Nowadays Karen young people do not feel like reading about history. So we provide training to young people about those issues and we have had some success. We have released some books. Nowadays it is important to study the literature and the young people should actively participate in national events.

The KNU has lasted because of public support. We have demanded rights for Karen people within the legal boundaries created by Saw Ba U Gyi. We did not call for a revolution. We are not rebelling against the government. The revolution that occurred was because of the AFPFL government’s constant coercion.

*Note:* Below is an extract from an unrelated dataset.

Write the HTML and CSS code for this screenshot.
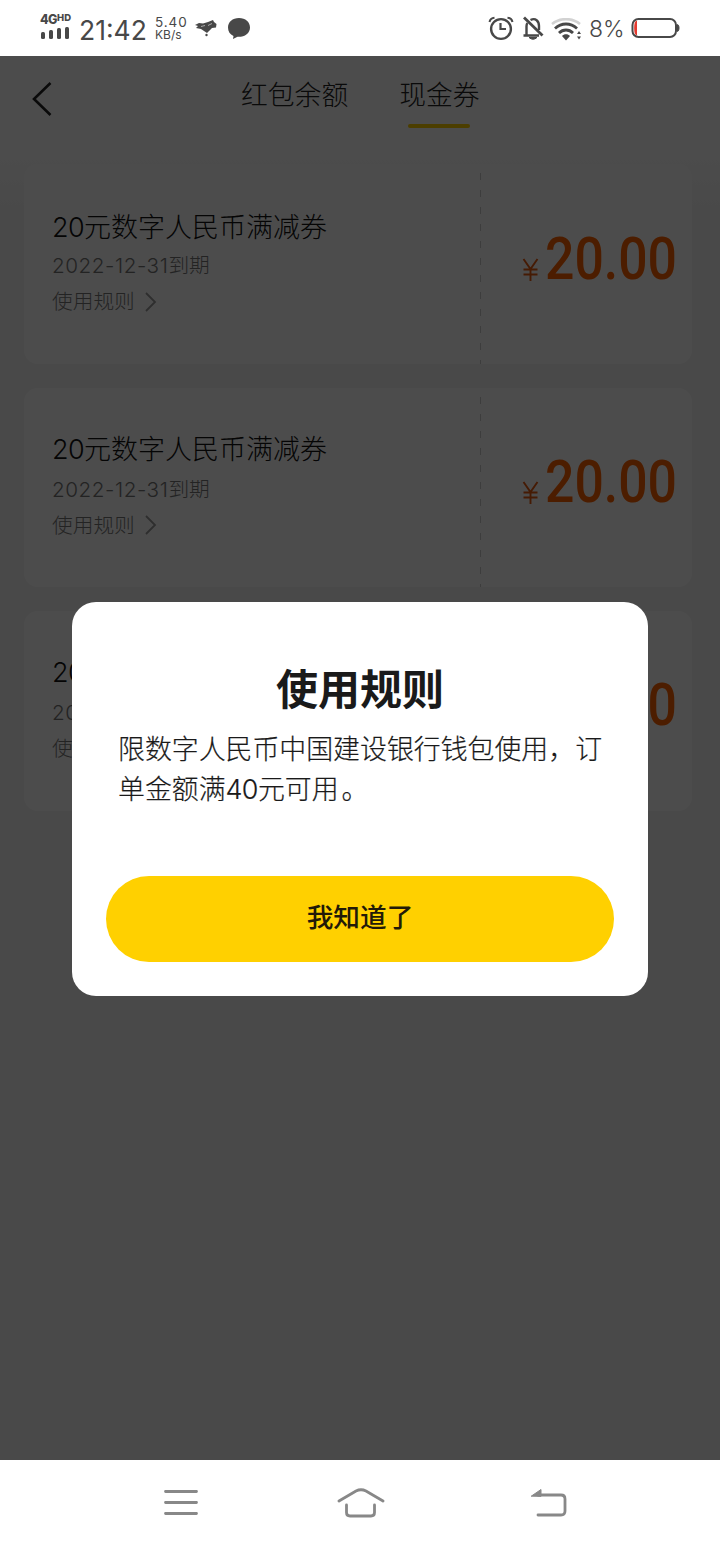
FILE: index.html
```html
<!DOCTYPE html>
<html lang="zh-CN">
<head>
<meta charset="utf-8">
<title>现金券</title>
<link rel="stylesheet" href="styles.css">
</head>
<body>
<div class="screen">
  <header class="status">
    <div class="signal">
      <span class="net">4G<small>HD</small></span>
      <svg width="30" height="12" viewBox="0 0 30 12" fill="#484848"><rect x="1" y="5" width="4" height="7" rx="1.5"/><rect x="9" y="3" width="4" height="9" rx="1.5"/><rect x="17" y="1" width="4" height="11" rx="1.5"/><rect x="25" y="0" width="4" height="12" rx="1.5"/></svg>
    </div>
    <span class="time">21:42</span>
    <div class="speed"><span class="rate">5.40</span><span class="unit">KB/s</span></div>
    <svg class="bird" width="22" height="18" viewBox="0 0 22 18"><path fill="#484848" d="M0 6L4 4 8 4.500 13 3 18 1 19 3 21.500 5 21 8.500 17 9 14 12 12 14 9 12 6 10 1 9 3 7Z"/><circle cx="11.500" cy="16" r="1.200" fill="#484848"/><path d="M6 7.500l4-1M13 6.500l4-2" stroke="#aaa" fill="none"/></svg>
    <svg class="bubble" width="24" height="24" viewBox="0 0 24 24"><path fill="#484848" d="M12 1C5.500 1 1 5 1 10.500c0 4 2 7 5.500 8.500L6 22l4.500-2.200C17.500 20.200 23 16.500 23 10.500 23 5 18.500 1 12 1Z"/></svg>
    <div class="status-right">
      <svg width="26" height="26" viewBox="0 0 26 26" fill="none" stroke="#484848"><circle cx="13" cy="14" r="9.900" stroke-width="2.400"/><path d="M12.500 8v6h5.500" stroke-width="2.200"/><path d="M1.500 7C2 4.500 4 3 6.500 2.800M24.500 7C24 4.500 22 3 19.500 2.800" stroke-width="2"/></svg>
      <svg class="bell" width="22" height="26" viewBox="0 0 22 26" fill="none" stroke="#484848"><path d="M1.500 20.500h15.500M4.500 20.500v-9q0-2 .8-3.500M8.500 5c5-2.500 8.500 1 8.500 6v4" stroke-width="2.400"/><path d="M2 2.500l18.500 18" stroke-width="2.800"/><path d="M7 22.500q4 3.500 8 0Z" fill="#484848" stroke-width="1"/></svg>
      <svg class="wifi" width="32" height="24" viewBox="0 0 32 24" fill="none"><path d="M1 6C9-.5 21-.5 29 6" stroke="#d2d2d2" stroke-width="2.600"/><path d="M4 10.500c6.500-6 15.500-6 22 0M8 15c4-4 10-4 14 0" stroke="#484848" stroke-width="2.800"/><path d="M11 18c2-2.500 6-2.500 8 0l-4 4.500ZM26 16l2-3 2 3ZM26 18.500h4l-2 3Z" fill="#484848"/></svg>
      <span class="percent">8%</span>
      <svg class="battery" width="50" height="22" viewBox="0 0 50 22"><path d="M6 3.500C4 4 3.200 6 3.200 11s.8 7 2.800 7.500Z" fill="#e53b30"/><rect x="1.500" y="2" width="43.500" height="18" rx="6" fill="none" stroke="#484848" stroke-width="2"/><path d="M46.500 7.500c2 .5 2 6.500 0 7Z" fill="#484848" stroke="#484848"/></svg>
    </div>
  </header>

  <main class="page">
    <nav class="tabs">
      <svg class="back" width="22" height="36" viewBox="0 0 22 36"><path d="M19.500 2L3 18l16.500 16" fill="none" stroke="#222" stroke-width="2.600"/></svg>
      <span class="tab">红包余额</span>
      <span class="tab active">现金券</span>
    </nav>
    <section class="list">
      <article class="card">
        <div class="info"><h2><span class="num">20</span>元数字人民币满减券</h2><p class="date"><span class="num">2022-12-31</span>到期</p><p class="rule">使用规则<svg width="12" height="20" viewBox="0 0 12 20"><path d="M1 1l9 9-9 9" fill="none" stroke="#999" stroke-width="1.800"/></svg></p></div>
        <div class="price"><svg width="160" height="56" viewBox="0 0 160 56"><path class="yen" d="M3.500 27l7 10 7-10M10.500 37v12M3.500 37.500h14M3.500 42.500h14"/><text x="25" y="47" textLength="132" lengthAdjust="spacingAndGlyphs">20.00</text></svg></div>
      </article>
      <article class="card">
        <div class="info"><h2><span class="num">20</span>元数字人民币满减券</h2><p class="date"><span class="num">2022-12-31</span>到期</p><p class="rule">使用规则<svg width="12" height="20" viewBox="0 0 12 20"><path d="M1 1l9 9-9 9" fill="none" stroke="#999" stroke-width="1.800"/></svg></p></div>
        <div class="price"><svg width="160" height="56" viewBox="0 0 160 56"><path class="yen" d="M3.500 27l7 10 7-10M10.500 37v12M3.500 37.500h14M3.500 42.500h14"/><text x="25" y="47" textLength="132" lengthAdjust="spacingAndGlyphs">20.00</text></svg></div>
      </article>
      <article class="card">
        <div class="info"><h2><span class="num">20</span>元数字人民币满减券</h2><p class="date"><span class="num">2022-12-31</span>到期</p><p class="rule">使用规则<svg width="12" height="20" viewBox="0 0 12 20"><path d="M1 1l9 9-9 9" fill="none" stroke="#999" stroke-width="1.800"/></svg></p></div>
        <div class="price"><svg width="160" height="56" viewBox="0 0 160 56"><path class="yen" d="M3.500 27l7 10 7-10M10.500 37v12M3.500 37.500h14M3.500 42.500h14"/><text x="25" y="47" textLength="132" lengthAdjust="spacingAndGlyphs">20.00</text></svg></div>
      </article>
    </section>
    <div class="mask">
      <div class="dialog">
        <h1>使用规则</h1>
        <p class="message">限数字人民币中国建设银行钱包使用，订<br>单金额满<span class="num">40</span>元可用<span class="stop">。</span></p>
        <button class="confirm">我知道了</button>
      </div>
    </div>
  </main>

  <footer class="navbar">
    <svg width="34" height="28" viewBox="0 0 34 28"><path d="M1.500 2.500h31M1.500 13.500h31M1.500 24.500h31"/></svg>
    <svg width="50" height="32" viewBox="0 0 50 32"><path d="M3 14L20 4q5-2.500 10 0L47 14M10.500 18v7.500q0 3.500 3.500 3.500h21q3.500 0 3.500-3.500v-7.500"/></svg>
    <svg width="38" height="30" viewBox="0 0 38 30"><path d="M8 7h23q4 0 4 4v12q0 4-4 4H8"/><path class="solid" d="M1.500 8L11 1.500V8Z"/></svg>
  </footer>
</div>
</body>
</html>
```
FILE: styles.css
```css
* { box-sizing: border-box; margin: 0; padding: 0; }
body { font-family: "Noto Sans CJK SC", sans-serif; font-weight: 300; background: #fff; }
svg { display: block; flex: none; }
.screen { width: 720px; height: 1544px; display: flex; flex-direction: column; overflow: hidden; }

.status { height: 56px; flex: none; display: flex; align-items: center; padding: 0 39px 0 40px; color: #484848; font-family: Inter, sans-serif; }
.signal { width: 40px; height: 26px; display: flex; flex-direction: column; justify-content: space-between; margin-top: -4px; }
.net { font: 800 12.5px/14px Inter, sans-serif; display: flex; letter-spacing: -.5px; white-space: nowrap; }
.net small { font-size: 9.5px; line-height: 9px; letter-spacing: 0; }
.time { width: 75px; font-size: 26.5px; font-weight: 400; line-height: 30px; padding-top: 3px; margin-left: -1px; margin-right: 1px; white-space: nowrap; }
.speed { width: 40px; display: flex; flex-direction: column; font-weight: 400; }
.rate { font-size: 13.5px; line-height: 14px; letter-spacing: .9px; }
.unit { font-size: 12px; line-height: 12px; }
.bubble { margin-left: 10px; margin-top: 1px; }
.status-right { margin-left: auto; display: flex; align-items: center; }
.bell { margin-left: 8px; }
.wifi { margin-left: 7px; margin-top: 3px; }
.percent { width: 48px; padding: 2px 0 0 6px; font-size: 23px; font-weight: 350; line-height: 28px; white-space: nowrap; }

.page { flex: 1; position: relative; background: linear-gradient(#fff 0, #fff 90px, #f6f6f6 150px); }
.tabs { height: 108px; display: flex; align-items: flex-start; padding: 19px 0 0 31px; font-size: 26.8px; line-height: 38px; color: #222; }
.back { margin: 6px 189px 0 0; }
.back + .tab { margin-left: -1px; }
.tab { margin-right: 51px; }
.tab.active { display: flex; flex-direction: column; align-items: center; }
.tab.active::after { content: ""; width: 62px; height: 4px; margin-top: 11px; border-radius: 2px; background: #ffd000; }
.list { display: flex; flex-direction: column; gap: 24px; padding: 0 28px 0 24px; }
.card { height: 199.500px; display: flex; background: #fff; border-radius: 14px; }
.info { width: 456px; padding: 43px 0 0 28px; }
.info h2 { font-size: 27px; font-weight: 300; line-height: 38px; color: #111; }
.card + .card .info { padding-top: 41px; }
.card + .card .date { padding-top: 2px; }
.date { font-size: 20.7px; line-height: 35px; color: #777; }
.date .num { letter-spacing: .55px; }
.rule { display: flex; align-items: center; font-size: 20.7px; line-height: 35px; color: #777; }
.rule svg { margin-left: 10px; margin-top: 2px; }
.num { font-family: Inter, sans-serif; letter-spacing: -.6px; }
.price { flex: 1; padding: 68px 0 0 40px; background: repeating-linear-gradient(#ccc 0 7px, transparent 7px 17px) 0 9px / 1px 100% no-repeat; }
.card + .card .price { padding-top: 67px; }
.yen { fill: none; stroke: #e85a10; stroke-width: 1.9; }
.price text { font: 500 59px Roboto, sans-serif; fill: #ff6200; }

.mask { position: absolute; inset: 0; padding-top: 546px; background: rgba(0, 0, 0, .7); }
.dialog { width: 576px; height: 394px; margin: 0 auto; padding: 54px 34px 34px; background: #fff; border-radius: 24px; color: #1a1a1a; display: flex; flex-direction: column; }
.dialog h1 { font-size: 42px; font-weight: 700; line-height: 62px; text-align: center; }
.message { padding: 10px 0 0 12px; font-size: 26.9px; line-height: 40px; white-space: nowrap; -webkit-text-stroke: .2px #1a1a1a; }
.stop { margin-left: 3px; }
.confirm { margin-top: auto; height: 86px; padding-bottom: 8px; border: 0; border-radius: 43px; background: #ffd000; color: #221a08; font: 500 26.7px "Noto Sans CJK SC", sans-serif; }

.navbar { height: 84px; flex: none; display: flex; align-items: center; justify-content: space-between; padding: 2px 152px 0 163.5px; background: #fff; }
.navbar svg:nth-child(2) { margin-right: 6px; }
.navbar path { fill: none; stroke: #888; stroke-width: 2.800; stroke-linecap: round; }
.navbar .solid { fill: #888; stroke-width: 1; }
```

So when the current government welcomed peace, we were very pleased. We are very enthusiastic in demanding Karen nation rights by democratic political means without losing educated young Karen young and causing trouble for the public with sanguinary fighting. This time we will honor the ceasefire that we have discussed with the president U Thein Sein. We will work on researching how to achieve Karen nation rights and cooperate with other ethnic groups that desire democracy.

Revolution is not a bed roses and it is not a charity show that invites people to have food. The revolution can be harsh, it can be tiring, and people may starve and die. If a person dies, it is good. But when disabled people or handicapped people or injured people know how difficult their live are, some people leave the group. Finally, the KNU has people who are patriotic and who are able to make strong political decisions.

Now we live in the information technology era, so the KNU is slandered sometimes. Some KNU people are slandered too. However, we can endure those slanders. In summary, I want to say we just need to move forward on what we are working on with the best of our ability.